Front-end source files
■ ■ ■ ■ ■

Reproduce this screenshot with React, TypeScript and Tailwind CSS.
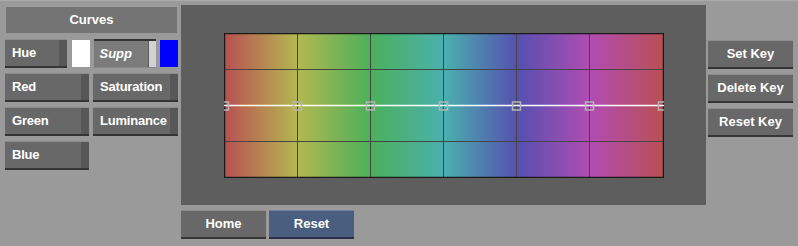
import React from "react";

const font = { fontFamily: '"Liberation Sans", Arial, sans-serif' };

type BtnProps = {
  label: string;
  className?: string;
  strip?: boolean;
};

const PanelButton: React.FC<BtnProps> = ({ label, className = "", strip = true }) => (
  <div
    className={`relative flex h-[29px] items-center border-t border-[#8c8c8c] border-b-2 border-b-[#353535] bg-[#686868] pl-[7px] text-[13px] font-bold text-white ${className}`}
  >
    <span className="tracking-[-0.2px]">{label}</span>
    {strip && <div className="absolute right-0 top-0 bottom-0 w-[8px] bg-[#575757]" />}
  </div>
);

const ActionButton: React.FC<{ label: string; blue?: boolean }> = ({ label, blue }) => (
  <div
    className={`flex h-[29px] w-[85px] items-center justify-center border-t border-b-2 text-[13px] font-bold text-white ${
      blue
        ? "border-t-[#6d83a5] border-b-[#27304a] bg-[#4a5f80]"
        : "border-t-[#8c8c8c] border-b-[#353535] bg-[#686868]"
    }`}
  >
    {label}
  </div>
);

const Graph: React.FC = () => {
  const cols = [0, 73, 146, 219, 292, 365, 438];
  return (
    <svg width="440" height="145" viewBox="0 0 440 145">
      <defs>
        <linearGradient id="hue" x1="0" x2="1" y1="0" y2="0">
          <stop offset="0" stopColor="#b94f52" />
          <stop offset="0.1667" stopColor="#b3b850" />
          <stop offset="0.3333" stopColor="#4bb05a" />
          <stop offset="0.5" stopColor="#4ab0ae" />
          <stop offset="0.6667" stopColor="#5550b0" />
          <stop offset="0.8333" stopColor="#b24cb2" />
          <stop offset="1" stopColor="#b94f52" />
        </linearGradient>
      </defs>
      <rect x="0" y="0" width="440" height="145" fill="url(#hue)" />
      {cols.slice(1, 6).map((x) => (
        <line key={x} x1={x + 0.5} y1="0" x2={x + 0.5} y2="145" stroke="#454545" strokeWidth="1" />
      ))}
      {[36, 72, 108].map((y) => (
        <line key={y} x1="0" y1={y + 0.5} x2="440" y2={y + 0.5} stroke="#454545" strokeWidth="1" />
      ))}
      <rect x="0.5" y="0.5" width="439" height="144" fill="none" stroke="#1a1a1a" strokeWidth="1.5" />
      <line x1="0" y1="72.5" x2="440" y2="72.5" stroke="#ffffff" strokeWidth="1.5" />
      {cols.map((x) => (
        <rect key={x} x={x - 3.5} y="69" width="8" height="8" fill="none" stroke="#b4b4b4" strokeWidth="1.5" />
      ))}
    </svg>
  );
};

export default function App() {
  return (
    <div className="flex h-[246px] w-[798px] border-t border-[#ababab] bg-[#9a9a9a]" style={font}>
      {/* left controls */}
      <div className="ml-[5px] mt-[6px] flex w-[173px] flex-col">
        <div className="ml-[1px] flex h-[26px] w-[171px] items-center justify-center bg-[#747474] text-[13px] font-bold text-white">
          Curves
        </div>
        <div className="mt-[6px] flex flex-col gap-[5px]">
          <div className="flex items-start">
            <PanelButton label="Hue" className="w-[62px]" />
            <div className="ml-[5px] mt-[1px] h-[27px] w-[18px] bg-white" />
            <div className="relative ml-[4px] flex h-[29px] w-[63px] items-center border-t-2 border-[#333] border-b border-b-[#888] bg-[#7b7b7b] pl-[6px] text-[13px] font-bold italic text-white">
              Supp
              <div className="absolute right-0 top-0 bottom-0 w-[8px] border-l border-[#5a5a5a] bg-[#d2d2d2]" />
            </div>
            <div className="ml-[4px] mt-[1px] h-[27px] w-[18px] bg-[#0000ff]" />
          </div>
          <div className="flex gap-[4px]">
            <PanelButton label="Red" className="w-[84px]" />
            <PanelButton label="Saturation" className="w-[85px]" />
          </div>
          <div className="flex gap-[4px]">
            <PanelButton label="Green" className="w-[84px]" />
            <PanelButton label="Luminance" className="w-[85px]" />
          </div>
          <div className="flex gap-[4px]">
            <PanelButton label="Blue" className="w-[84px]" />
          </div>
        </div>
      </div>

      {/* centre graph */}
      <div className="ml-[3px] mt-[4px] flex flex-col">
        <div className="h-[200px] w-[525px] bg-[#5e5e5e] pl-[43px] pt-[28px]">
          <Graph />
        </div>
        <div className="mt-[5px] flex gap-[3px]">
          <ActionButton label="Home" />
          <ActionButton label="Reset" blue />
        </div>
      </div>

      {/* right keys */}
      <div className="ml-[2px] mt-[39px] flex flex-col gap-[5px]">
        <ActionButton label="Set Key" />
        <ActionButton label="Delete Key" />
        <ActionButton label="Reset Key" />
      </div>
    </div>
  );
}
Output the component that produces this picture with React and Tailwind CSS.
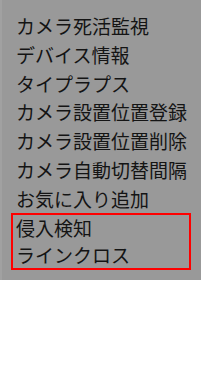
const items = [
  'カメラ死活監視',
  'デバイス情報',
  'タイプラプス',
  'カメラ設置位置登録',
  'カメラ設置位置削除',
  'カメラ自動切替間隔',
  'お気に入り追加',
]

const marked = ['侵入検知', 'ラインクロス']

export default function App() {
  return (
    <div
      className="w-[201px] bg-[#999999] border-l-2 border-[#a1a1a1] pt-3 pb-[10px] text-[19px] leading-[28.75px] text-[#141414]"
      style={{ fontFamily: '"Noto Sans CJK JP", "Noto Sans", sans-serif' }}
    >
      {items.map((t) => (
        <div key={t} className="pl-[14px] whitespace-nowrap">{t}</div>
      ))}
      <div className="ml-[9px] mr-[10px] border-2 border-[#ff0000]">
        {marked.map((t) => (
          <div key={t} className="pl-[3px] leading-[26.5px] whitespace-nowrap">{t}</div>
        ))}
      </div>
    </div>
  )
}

■ ■ ■ ■ ■

Exercise task =>
Repeat everything in the records precisely. Images are excluded from the copy.

Correct result =>
Reproduce this screenshot with React, TypeScript and Tailwind CSS.
import React from "react";

const font = { fontFamily: '"Liberation Sans", Arial, sans-serif' };

type BtnProps = {
  label: string;
  className?: string;
  strip?: boolean;
};

const PanelButton: React.FC<BtnProps> = ({ label, className = "", strip = true }) => (
  <div
    className={`relative flex h-[29px] items-center border-t border-[#8c8c8c] border-b-2 border-b-[#353535] bg-[#686868] pl-[7px] text-[13px] font-bold text-white ${className}`}
  >
    <span className="tracking-[-0.2px]">{label}</span>
    {strip && <div className="absolute right-0 top-0 bottom-0 w-[8px] bg-[#575757]" />}
  </div>
);

const ActionButton: React.FC<{ label: string; blue?: boolean }> = ({ label, blue }) => (
  <div
    className={`flex h-[29px] w-[85px] items-center justify-center border-t border-b-2 text-[13px] font-bold text-white ${
      blue
        ? "border-t-[#6d83a5] border-b-[#27304a] bg-[#4a5f80]"
        : "border-t-[#8c8c8c] border-b-[#353535] bg-[#686868]"
    }`}
  >
    {label}
  </div>
);

const Graph: React.FC = () => {
  const cols = [0, 73, 146, 219, 292, 365, 438];
  return (
    <svg width="440" height="145" viewBox="0 0 440 145">
      <defs>
        <linearGradient id="hue" x1="0" x2="1" y1="0" y2="0">
          <stop offset="0" stopColor="#b94f52" />
          <stop offset="0.1667" stopColor="#b3b850" />
          <stop offset="0.3333" stopColor="#4bb05a" />
          <stop offset="0.5" stopColor="#4ab0ae" />
          <stop offset="0.6667" stopColor="#5550b0" />
          <stop offset="0.8333" stopColor="#b24cb2" />
          <stop offset="1" stopColor="#b94f52" />
        </linearGradient>
      </defs>
      <rect x="0" y="0" width="440" height="145" fill="url(#hue)" />
      {cols.slice(1, 6).map((x) => (
        <line key={x} x1={x + 0.5} y1="0" x2={x + 0.5} y2="145" stroke="#454545" strokeWidth="1" />
      ))}
      {[36, 72, 108].map((y) => (
        <line key={y} x1="0" y1={y + 0.5} x2="440" y2={y + 0.5} stroke="#454545" strokeWidth="1" />
      ))}
      <rect x="0.5" y="0.5" width="439" height="144" fill="none" stroke="#1a1a1a" strokeWidth="1.5" />
      <line x1="0" y1="72.5" x2="440" y2="72.5" stroke="#ffffff" strokeWidth="1.5" />
      {cols.map((x) => (
        <rect key={x} x={x - 3.5} y="69" width="8" height="8" fill="none" stroke="#b4b4b4" strokeWidth="1.5" />
      ))}
    </svg>
  );
};

export default function App() {
  return (
    <div className="flex h-[246px] w-[798px] border-t border-[#ababab] bg-[#9a9a9a]" style={font}>
      {/* left controls */}
      <div className="ml-[5px] mt-[6px] flex w-[173px] flex-col">
        <div className="ml-[1px] flex h-[26px] w-[171px] items-center justify-center bg-[#747474] text-[13px] font-bold text-white">
          Curves
        </div>
        <div className="mt-[6px] flex flex-col gap-[5px]">
          <div className="flex items-start">
            <PanelButton label="Hue" className="w-[62px]" />
            <div className="ml-[5px] mt-[1px] h-[27px] w-[18px] bg-white" />
            <div className="relative ml-[4px] flex h-[29px] w-[63px] items-center border-t-2 border-[#333] border-b border-b-[#888] bg-[#7b7b7b] pl-[6px] text-[13px] font-bold italic text-white">
              Supp
              <div className="absolute right-0 top-0 bottom-0 w-[8px] border-l border-[#5a5a5a] bg-[#d2d2d2]" />
            </div>
            <div className="ml-[4px] mt-[1px] h-[27px] w-[18px] bg-[#0000ff]" />
          </div>
          <div className="flex gap-[4px]">
            <PanelButton label="Red" className="w-[84px]" />
            <PanelButton label="Saturation" className="w-[85px]" />
          </div>
          <div className="flex gap-[4px]">
            <PanelButton label="Green" className="w-[84px]" />
            <PanelButton label="Luminance" className="w-[85px]" />
          </div>
          <div className="flex gap-[4px]">
            <PanelButton label="Blue" className="w-[84px]" />
          </div>
        </div>
      </div>

      {/* centre graph */}
      <div className="ml-[3px] mt-[4px] flex flex-col">
        <div className="h-[200px] w-[525px] bg-[#5e5e5e] pl-[43px] pt-[28px]">
          <Graph />
        </div>
        <div className="mt-[5px] flex gap-[3px]">
          <ActionButton label="Home" />
          <ActionButton label="Reset" blue />
        </div>
      </div>

      {/* right keys */}
      <div className="ml-[2px] mt-[39px] flex flex-col gap-[5px]">
        <ActionButton label="Set Key" />
        <ActionButton label="Delete Key" />
        <ActionButton label="Reset Key" />
      </div>
    </div>
  );
}
Output the component that produces this picture with React and Tailwind CSS.
const items = [
  'カメラ死活監視',
  'デバイス情報',
  'タイプラプス',
  'カメラ設置位置登録',
  'カメラ設置位置削除',
  'カメラ自動切替間隔',
  'お気に入り追加',
]

const marked = ['侵入検知', 'ラインクロス']

export default function App() {
  return (
    <div
      className="w-[201px] bg-[#999999] border-l-2 border-[#a1a1a1] pt-3 pb-[10px] text-[19px] leading-[28.75px] text-[#141414]"
      style={{ fontFamily: '"Noto Sans CJK JP", "Noto Sans", sans-serif' }}
    >
      {items.map((t) => (
        <div key={t} className="pl-[14px] whitespace-nowrap">{t}</div>
      ))}
      <div className="ml-[9px] mr-[10px] border-2 border-[#ff0000]">
        {marked.map((t) => (
          <div key={t} className="pl-[3px] leading-[26.5px] whitespace-nowrap">{t}</div>
        ))}
      </div>
    </div>
  )
}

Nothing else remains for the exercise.